The "Made in China 2025" initiative, announced in 2015, is one of several recently announced ambitious projects aimed at increasing the competitiveness of Chinese industries, fostering Chinese brands, boosting innovation, and reducing China's reliance on foreign technology by making China a major or dominant global manufacturer of various technologies.106 According to Chinese media, the initiative intends to "transform China from a manufacturing giant into a world manufacturing power" by 2049.107 For example, the plan states a goal of achieving 40% of domestically manufactured basic components and basic materials by 2020 and 70% by 2025. An updated version of the plan released in January 2018 said China aimed to become the world's leading manufacturer of telecommunication, railway, and electrical power equipment by 2025, and that China's robotics, high-end automation, and new energy vehicles industries would globally rank second or third by 2025.108 The methods the Chinese government plans to use to achieve its goals have raised concerns among U.S. firms and policymakers because they appear to involve large subsidies, protection of domestic industries, directed policies to purchase technology and IPR from abroad, increased pressure on foreign firms to transfer technology in order to do business in China, and what appears to be a goal of deliberately reducing foreign participation in China's markets.
In an interview on November 3, 2017, U.S. Trade Representative Robert Lighthizer stated that China's Made in China 2025 initiative was "a very, very serious challenge, not just to us, but to Europe, Japan and the global trading system."109 The USTR's 2017 annual report on China's WTO compliance focused heavily on the initiative, stating that Made in China 2025 differed from industry support by other WTO members in the level of ambition and scale of resources dedicated to obtaining its goals, and the USTR report warned that "even if the Chinese government fails to achieve the industrial policy goals set forth in Made in China 2025, it is still likely to create or exacerbate market distortions and create severe excess capacity in many of the targeted industries."110
China's rapid economic growth and emergence as a major economic power have given China's leadership increased confidence in its economic model. Many believe the key challenges for the United States are to convince China that (1) it has a stake in maintaining the international trading system, which is largely responsible for its economic rise, and should take a more active leadership role in maintaining that system; and (2) further economic and trade reforms are the surest way for China to grow and modernize its economy. Lowering trade and investment barriers would boost competition in China, lower costs for consumers, increase economic efficiency, and spur innovation. However, many U.S. stakeholders are concerned that China's efforts to boost the development of indigenous innovation and technology could result in greater intervention by the state (such as subsidies, trade and investment barriers, and discriminatory policies), which could negatively affect U.S. IP-intensive firms.

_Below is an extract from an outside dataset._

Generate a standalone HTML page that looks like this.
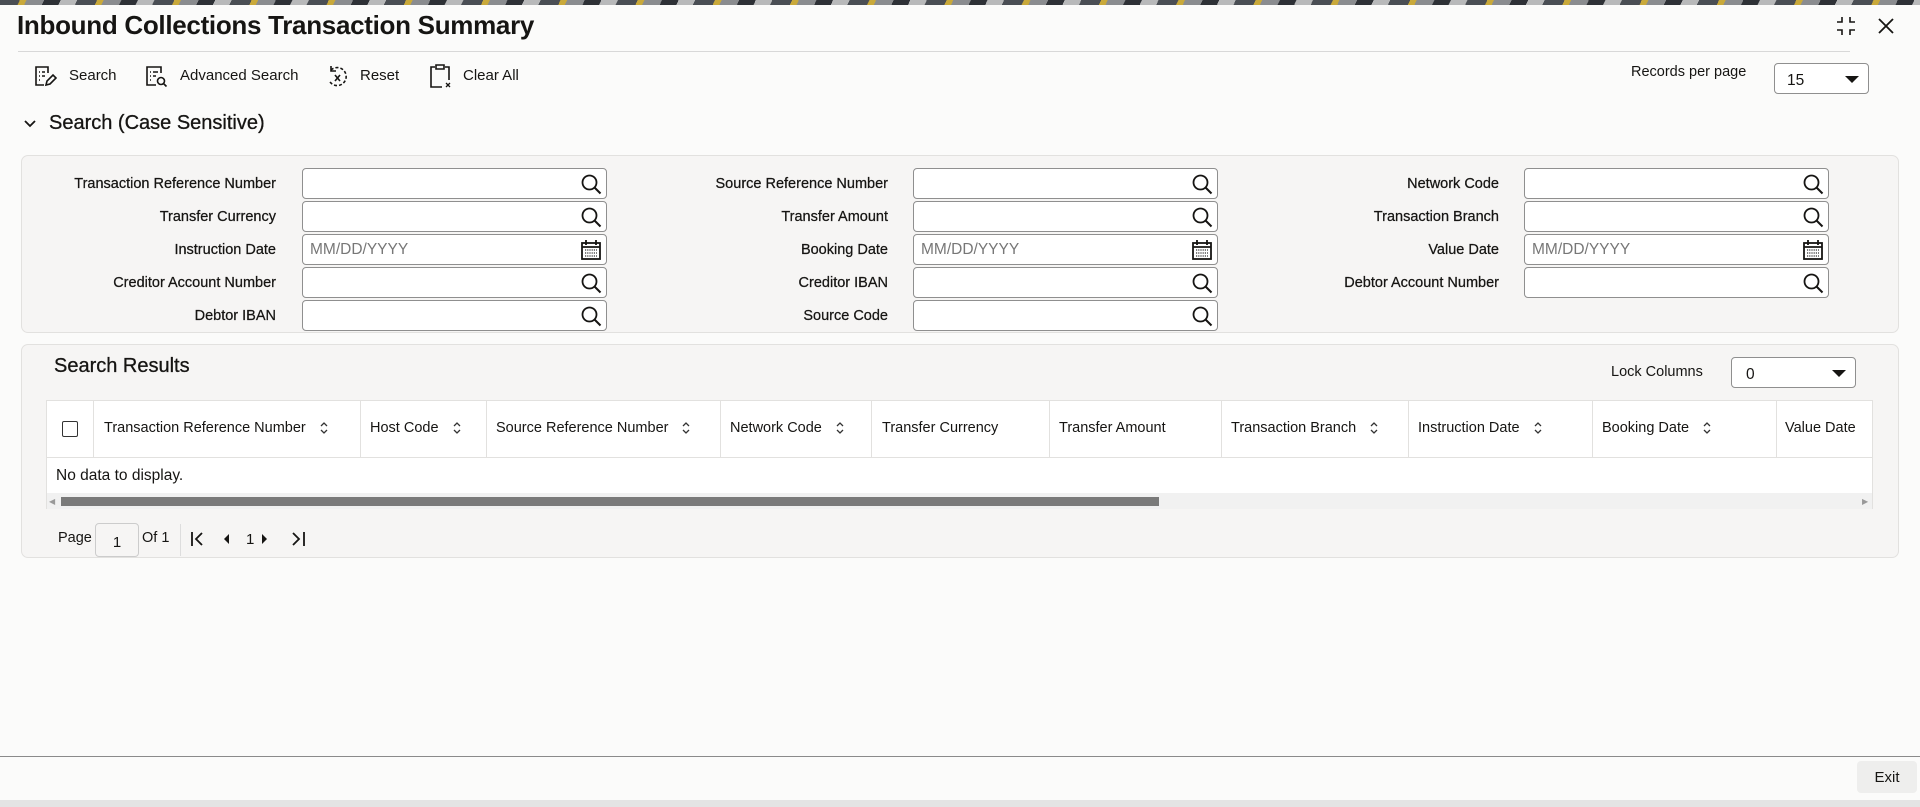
<!DOCTYPE html>
<html><head><meta charset="utf-8">
<style>
*{box-sizing:border-box;margin:0;padding:0}
body{width:1920px;height:807px;position:relative;overflow:hidden;background:#fbfbfa;font-family:"Liberation Sans",sans-serif;color:#161513}
.a{position:absolute;white-space:nowrap}
.banner{position:absolute;left:0;top:0;width:1920px;height:5px;background:repeating-linear-gradient(115deg,#4a4e54 0 18px,#c9a93a 18px 24px,#8a8c8f 24px 40px,#2e3136 40px 55px,#b8b9ba 55px 70px)}
.title{left:17px;top:10px;font-size:26px;font-weight:bold;letter-spacing:-0.3px}
.hr{left:18px;top:51px;width:1832px;height:1px;background:#d8d8d8}
.tb{top:67px;font-size:15px}
.panel{position:absolute;left:21px;width:1878px;background:#f6f5f4;border:1px solid #e2e1df;border-radius:7px}
.lbl{font-size:14.5px;text-align:right;width:260px;-webkit-text-stroke:0.25px #161513}
.inp{position:absolute;width:305px;height:31px;background:#fff;border:1px solid #8f8f8f;border-radius:4px}
.inp svg{position:absolute;right:4px;top:4px}
.ph{position:absolute;left:7px;top:6px;font-size:15.5px;color:#777}
.sel{position:absolute;background:#fff;border:1px solid #8f8f8f;border-radius:4px;font-size:15.5px}
.tri{position:absolute;width:0;height:0;border-left:7px solid transparent;border-right:7px solid transparent;border-top:7px solid #161513}
.th{top:418px;height:20px;font-size:14.5px;display:flex;align-items:center}
.dv{position:absolute;top:400px;width:1px;height:57px;background:#e2e1df}
.srt{display:block;margin-left:13px}
</style></head><body>
<div class="banner"></div>
<div class="a title">Inbound Collections Transaction Summary</div>
<svg class="a" style="left:1836px;top:16px" width="20" height="20" viewBox="0 0 20 20" fill="none" stroke="#161513" stroke-width="1.6"><path d="M6 1v5H1M14 1v5h5M6 19v-5H1M14 19v-5h5"/></svg>
<svg class="a" style="left:1877px;top:17px" width="18" height="18" viewBox="0 0 18 18" stroke="#161513" stroke-width="1.8"><path d="M2 2l14 14M16 2L2 16"/></svg>
<div class="a hr"></div>

<svg class="a" style="left:33px;top:64px" width="24" height="24" viewBox="0 0 24 24" fill="none" stroke="#161513" stroke-width="1.6"><path d="M15 9V3H3v18h8"/><path d="M6 8h1M9 8h3M6 12h1M9 12h3M6 16h1"/><path d="M13 21l1-4 6-6 3 3-6 6z"/></svg>
<div class="a tb" style="left:69px">Search</div>
<svg class="a" style="left:144px;top:64px" width="24" height="24" viewBox="0 0 24 24" fill="none" stroke="#161513" stroke-width="1.6"><path d="M17 9V3H3v18h9"/><path d="M6 8h1M9 8h5M6 12h1M9 12h3M6 16h1"/><circle cx="17" cy="17" r="3.5"/><path d="M19.5 19.5l3 3"/></svg>
<div class="a tb" style="left:180px">Advanced Search</div>
<svg class="a" style="left:325px;top:64px" width="26" height="24" viewBox="0 0 26 24" fill="none" stroke="#161513" stroke-width="1.6"><path d="M6 6a9 9 0 1 1-1 12" stroke-dasharray="3 2"/><path d="M6 2v5h5"/><path d="M10 11l5 6M15 11l-5 6"/></svg>
<div class="a tb" style="left:360px">Reset</div>
<svg class="a" style="left:428px;top:63px" width="24" height="26" viewBox="0 0 24 26" fill="none" stroke="#161513" stroke-width="1.6"><path d="M7 4H3v20h11M17 4h4v13"/><path d="M8 2h8v4H8z"/><path d="M18 20l4 4M22 20l-4 4" stroke-width="1.3"/></svg>
<div class="a tb" style="left:463px">Clear All</div>

<div class="a" style="left:1631px;top:64px;font-size:14.5px">Records per page</div>
<div class="sel" style="left:1774px;top:63px;width:95px;height:31px"><span class="a" style="left:12px;top:8px">15</span><div class="tri" style="left:70px;top:12px"></div></div>

<svg class="a" style="left:23px;top:118px" width="14" height="12" viewBox="0 0 14 12" fill="none" stroke="#161513" stroke-width="1.8"><path d="M2 3l5 5 5-5"/></svg>
<div class="a" style="left:49px;top:112px;font-size:20px;-webkit-text-stroke:0.3px #161513">Search (Case Sensitive)</div>

<div class="panel" style="top:155px;height:178px"></div>
<div class="a lbl" style="left:16px;top:176px">Transaction Reference Number</div>
<div class="a lbl" style="left:16px;top:209px">Transfer Currency</div>
<div class="a lbl" style="left:16px;top:242px">Instruction Date</div>
<div class="a lbl" style="left:16px;top:275px">Creditor Account Number</div>
<div class="a lbl" style="left:16px;top:308px">Debtor IBAN</div>
<div class="a lbl" style="left:628px;top:176px">Source Reference Number</div>
<div class="a lbl" style="left:628px;top:209px">Transfer Amount</div>
<div class="a lbl" style="left:628px;top:242px">Booking Date</div>
<div class="a lbl" style="left:628px;top:275px">Creditor IBAN</div>
<div class="a lbl" style="left:628px;top:308px">Source Code</div>
<div class="a lbl" style="left:1239px;top:176px">Network Code</div>
<div class="a lbl" style="left:1239px;top:209px">Transaction Branch</div>
<div class="a lbl" style="left:1239px;top:242px">Value Date</div>
<div class="a lbl" style="left:1239px;top:275px">Debtor Account Number</div>

<svg width="0" height="0" style="position:absolute"><defs>
<symbol id="mg" viewBox="0 0 22 22"><circle cx="9.5" cy="9.5" r="7" fill="none" stroke="#161513" stroke-width="1.8"/><path d="M14.5 14.5l6 6" stroke="#161513" stroke-width="2"/></symbol>
<symbol id="cal" viewBox="0 0 22 22"><rect x="2" y="4" width="18" height="16" fill="none" stroke="#161513" stroke-width="1.8"/><path d="M6 1v5M16 1v5M2 8h18" stroke="#161513" stroke-width="1.8"/><path d="M5 11h12M5 14h12M5 17h12" stroke="#555" stroke-width="1.4" stroke-dasharray="1.2 1"/></symbol>
<symbol id="so" viewBox="0 0 10 14"><path d="M2 5l3-3 3 3M2 9l3 3 3-3" fill="none" stroke="#333" stroke-width="1.3"/></symbol>
</defs></svg>

<div class="inp" style="left:302px;top:168px"><svg width="22" height="22"><use href="#mg"/></svg></div>
<div class="inp" style="left:302px;top:201px"><svg width="22" height="22"><use href="#mg"/></svg></div>
<div class="inp" style="left:302px;top:234px"><span class="ph">MM/DD/YYYY</span><svg width="22" height="22"><use href="#cal"/></svg></div>
<div class="inp" style="left:302px;top:267px"><svg width="22" height="22"><use href="#mg"/></svg></div>
<div class="inp" style="left:302px;top:300px"><svg width="22" height="22"><use href="#mg"/></svg></div>
<div class="inp" style="left:913px;top:168px"><svg width="22" height="22"><use href="#mg"/></svg></div>
<div class="inp" style="left:913px;top:201px"><svg width="22" height="22"><use href="#mg"/></svg></div>
<div class="inp" style="left:913px;top:234px"><span class="ph">MM/DD/YYYY</span><svg width="22" height="22"><use href="#cal"/></svg></div>
<div class="inp" style="left:913px;top:267px"><svg width="22" height="22"><use href="#mg"/></svg></div>
<div class="inp" style="left:913px;top:300px"><svg width="22" height="22"><use href="#mg"/></svg></div>
<div class="inp" style="left:1524px;top:168px"><svg width="22" height="22"><use href="#mg"/></svg></div>
<div class="inp" style="left:1524px;top:201px"><svg width="22" height="22"><use href="#mg"/></svg></div>
<div class="inp" style="left:1524px;top:234px"><span class="ph">MM/DD/YYYY</span><svg width="22" height="22"><use href="#cal"/></svg></div>
<div class="inp" style="left:1524px;top:267px"><svg width="22" height="22"><use href="#mg"/></svg></div>

<div class="panel" style="top:344px;height:214px"></div>
<div class="a" style="left:54px;top:355px;font-size:20px;-webkit-text-stroke:0.3px #161513">Search Results</div>
<div class="a" style="left:1611px;top:364px;font-size:14.5px">Lock Columns</div>
<div class="sel" style="left:1731px;top:357px;width:125px;height:31px"><span class="a" style="left:14px;top:8px">0</span><div class="tri" style="left:100px;top:12px"></div></div>

<div class="a" style="left:46px;top:400px;width:1827px;height:109px;background:#fff;border:1px solid #e2e1df"></div>
<div class="a" style="left:46px;top:457px;width:1827px;height:1px;background:#e2e1df"></div>
<div class="a" style="left:47px;top:493px;width:1825px;height:16px;background:#f1f1f1"></div>
<div class="a" style="left:61px;top:497px;width:1098px;height:9px;background:#7a7a7a"></div>
<div class="a" style="left:49px;top:497px;font-size:8px;color:#999">◀</div>
<div class="a" style="left:1862px;top:497px;font-size:8px;color:#999">▶</div>
<div class="a" style="left:62px;top:421px;width:16px;height:16px;border:1.5px solid #333;border-radius:2px;background:#fff"></div>
<div class="dv" style="left:93px"></div><div class="dv" style="left:360px"></div><div class="dv" style="left:486px"></div><div class="dv" style="left:720px"></div><div class="dv" style="left:871px"></div><div class="dv" style="left:1049px"></div><div class="dv" style="left:1221px"></div><div class="dv" style="left:1408px"></div><div class="dv" style="left:1592px"></div><div class="dv" style="left:1776px"></div>
<div class="a th" style="left:104px">Transaction Reference Number<svg class="srt" width="10" height="14"><use href="#so"/></svg></div>
<div class="a th" style="left:370px">Host Code<svg class="srt" width="10" height="14"><use href="#so"/></svg></div>
<div class="a th" style="left:496px">Source Reference Number<svg class="srt" width="10" height="14"><use href="#so"/></svg></div>
<div class="a th" style="left:730px">Network Code<svg class="srt" width="10" height="14"><use href="#so"/></svg></div>
<div class="a th" style="left:882px">Transfer Currency</div>
<div class="a th" style="left:1059px">Transfer Amount</div>
<div class="a th" style="left:1231px">Transaction Branch<svg class="srt" width="10" height="14"><use href="#so"/></svg></div>
<div class="a th" style="left:1418px">Instruction Date<svg class="srt" width="10" height="14"><use href="#so"/></svg></div>
<div class="a th" style="left:1602px">Booking Date<svg class="srt" width="10" height="14"><use href="#so"/></svg></div>
<div class="a th" style="left:1785px">Value Date</div>
<div class="a" style="left:56px;top:467px;font-size:15.5px">No data to display.</div>

<div class="a" style="left:58px;top:530px;font-size:14.5px">Page</div>
<div class="a" style="left:95px;top:523px;width:44px;height:34px;border:1px solid #ccc;border-radius:4px;background:#f6f5f4;font-size:15px;text-align:center;padding-top:10px">1</div>
<div class="a" style="left:142px;top:530px;font-size:14.5px">Of 1</div>
<div class="a" style="left:180px;top:524px;width:1px;height:32px;background:#ddd"></div>
<svg class="a" style="left:190px;top:531px" width="120" height="16" viewBox="0 0 120 16" fill="none" stroke="#161513" stroke-width="1.8"><path d="M2 1v14M12 2L6 8l6 6"/><path d="M39 3l-5 5 5 5z" fill="#161513" stroke="none"/><text x="56" y="13" font-size="15" fill="#161513" stroke="none" font-family="Liberation Sans">1</text><path d="M72 3l5 5-5 5z" fill="#161513" stroke="none"/><path d="M103 2l6 6-6 6M114 1v14"/></svg>

<div class="a" style="left:0;top:756px;width:1920px;height:1px;background:#8a8a8a"></div>
<div class="a" style="left:1857px;top:761px;width:60px;height:32px;background:#eeeeed;border-radius:4px;font-size:15px;text-align:center;padding-top:8px">Exit</div>
<div class="a" style="left:0;top:800px;width:1920px;height:7px;background:#e4e4e4"></div>
</body></html>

Opinions differ as to the most effective way to deal with China on major economic issues. Some support a policy of engagement with China using various forums. Others support a somewhat mixed policy of using engagement when possible, coupled with a more aggressive use of the WTO dispute settlement procedures to address China's unfair trade policies.111 Others, who see China as a growing threat to the U.S. economy and the global trading system, advocate a policy of trying to contain China's economic power and using punitive measures, such as increased tariffs under Section 301, to either counter the negative impact of China's industrial policies on U.S. firms or push China to modify distortive and discriminatory policies (such as the Made in China 2025 initiative). Responding to China's BRI is viewed by some as a major challenge to U.S. global economic interests. While China's financial support of infrastructure projects in numerous countries could produce positive economic results, U.S. policymakers have expressed concerns that China will use BRI to mainly benefit its own firms, that the process of implementation of projects will not be transparent, that BRI participation could saddle countries with large debts, and that China will use the BRI to spread its economic system to other countries.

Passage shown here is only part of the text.